Further, there is the issue of using donors’ genetic material: sometimes the eggs and sperm used in IVF (in which an egg is fertilized in a lab dish, outside the body) do not belong to the child’s biological parents. If either egg or sperm is donated by someone outside the marriage, according to the position paper, the resulting conception is:

… contrary to the unity of marriage, to the dignity of the spouses, to the vocation proper to parents, and to the child’s right to be conceived and brought into the world in marriage and from marriage.

But at its most basic, the moral objection to IVF is that it involves the deliberate creation and destruction, by man, of unused human embryos for eugenic, economic or psychological reasons. Couples may create many embryos during IVF treatment, but choose only the strongest two or three for transfer into the uterus. The rest are frozen or discarded. “Through these procedures, with apparently contrary purposes, life and death are subjected to the decision of man, who thus sets himself up as the giver of life and death by decree,” the 1987 paper states. (More on Time.com: Study: IVF Causes Higher Rates of Baby Boys)

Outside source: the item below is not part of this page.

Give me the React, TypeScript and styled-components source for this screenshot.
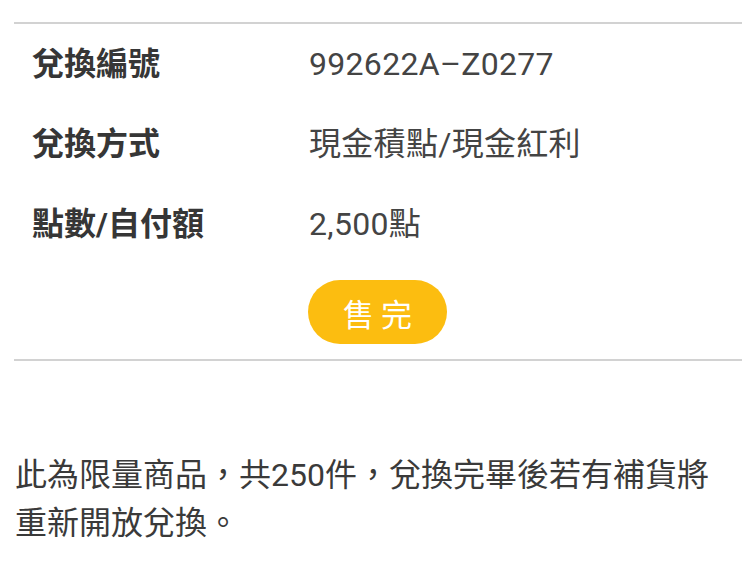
import React from "react";
import styled, { createGlobalStyle } from "styled-components";

const Global = createGlobalStyle`
  html, body { margin: 0; padding: 0; background: #fff; }
  body { font-family: Roboto, "Noto Sans CJK TC", sans-serif; -webkit-font-smoothing: antialiased; }
`;

const Page = styled.div`
  width: 750px;
  padding-top: 22px;
`;

const Card = styled.section`
  margin: 0 8px 0 14px;
  border-top: 2px solid #d2d2d2;
  border-bottom: 2px solid #d2d2d2;
  padding: 0 0 15px 18px;
`;

const Row = styled.div`
  display: grid;
  grid-template-columns: 277px 1fr;
  align-items: center;
  height: 80px;
`;

const Label = styled.div`
  font-family: Roboto, "Noto Sans CJK TC", sans-serif;
  font-size: 32px;
  font-weight: 700;
  color: #363636;
  line-height: 1;
`;

const Value = styled.div`
  font-family: Roboto, "Noto Sans CJK TC", sans-serif;
  font-size: 32px;
  font-weight: 400;
  color: #444;
  line-height: 1;
  letter-spacing: 0.3px;
`;

const ButtonRow = styled.div`
  display: grid;
  grid-template-columns: 277px 1fr;
  padding-top: 16px;
`;

const SoldOut = styled.div`
  grid-column: 2;
  width: 139px;
  height: 64px;
  border-radius: 32px;
  background: #fcbd10;
  color: #fff;
  font-family: "Noto Sans CJK TC", sans-serif;
  font-size: 31px;
  display: flex;
  align-items: center;
  justify-content: center;
  white-space: pre;
  margin-left: -1px;
`;

const Note = styled.p`
  margin: 90px 0 0 0;
  padding: 0 16px 0 15px;
  font-family: Roboto, "Noto Sans CJK TC", sans-serif;
  font-size: 32px;
  line-height: 48px;
  color: #3a3a3a;
`;

const rows = [
  { label: "兌換編號", value: "992622A–Z0277" },
  { label: "兌換方式", value: "現金積點/現金紅利" },
  { label: "點數/自付額", value: "2,500點" },
];

export default function App() {
  return (
    <Page>
      <Global />
      <Card>
        {rows.map((r) => (
          <Row key={r.label}>
            <Label>{r.label}</Label>
            <Value>{r.value}</Value>
          </Row>
        ))}
        <ButtonRow>
          <SoldOut>{"售 完"}</SoldOut>
        </ButtonRow>
      </Card>
      <Note>此為限量商品，共250件，兌換完畢後若有補貨將重新開放兌換。</Note>
    </Page>
  );
}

“The objection to Bob’s Nobel prize is that with IVF, you are inevitably destroying some fertilized eggs and that these eggs are humans and deserve the dignity of humans,” says Dr. Malcolm Potts, an obstetrician, the Fred H. Bixby Professor of Population and Family Planning at University of California, Berkeley, and an old friend of Nobel-winner Edwards.

Potts finds this argument frustrating. In a 2003 paper on Catholicism and fertility treatment appearing in the journal Conscience, which is published by the organization Catholics for a Free Choice, Potts laid out what he perceived to be an area of illogic and contradiction in the Church’s stance.

The Catholic Church, Potts notes, does allow the destruction of embryos in certain situations. For instance, if a mother develops an ectopic pregnancy — an often fatal condition in which an embryo develops in the fallopian tubes or abdomen instead of in the uterus — termination is permitted. Potts wrote:

Attempts are made to justify surgery to abort an ectopic pregnancy on the grounds that the Fallopian tube is diseased, but some ectopic embryos can go to term and produce a viable child. We can agree that in certain circumstances the life of the embryo may be terminated, showing that conservative and liberal interpretations of early embryonic life are divided by statistics, not by moral absolutes.

Potts argues that the Vatican, by determining when it is and is not acceptable to destroy an embryo, based on statistics, leaves the realm of morality and makes a scientific argument — except without any science. Rather, it is a scientific argument founded in statements about morality. (More on Time.com: Building a Brighter Kid: Consider IVF)

A further complication, Potts argues, is the mistaken notion that humans must relinquish moral judgments to God:

Daniel Callahan, the Catholic ethicist, gave a twentieth century gloss to [St Augustine’s] ancient tradition when he wrote, “To say, for instance, that God forbids the taking of ‘innocent’ life while conceding — as I think we must — that it is left up to a man to define what an innocent life is, is to fail to see that the only possible meaning this rule can have is the meaning human beings choose to give it . . . To place the solution to these problems in the hands of God is to misjudge God’s role and misuse human reason and freedom.”

Despite Papal objections to IVF, use of the technique has continued to grow: the Centers for Disease Control and Prevention (CDC) reports that the use of artificial reproductive technologies has increased by nearly 75% in the past 10 years.

For the many Catholic couples who have discovered the joy of children through IVF, perhaps the celebration of Edwards’ Nobel win around the world offers an added measure of absolution.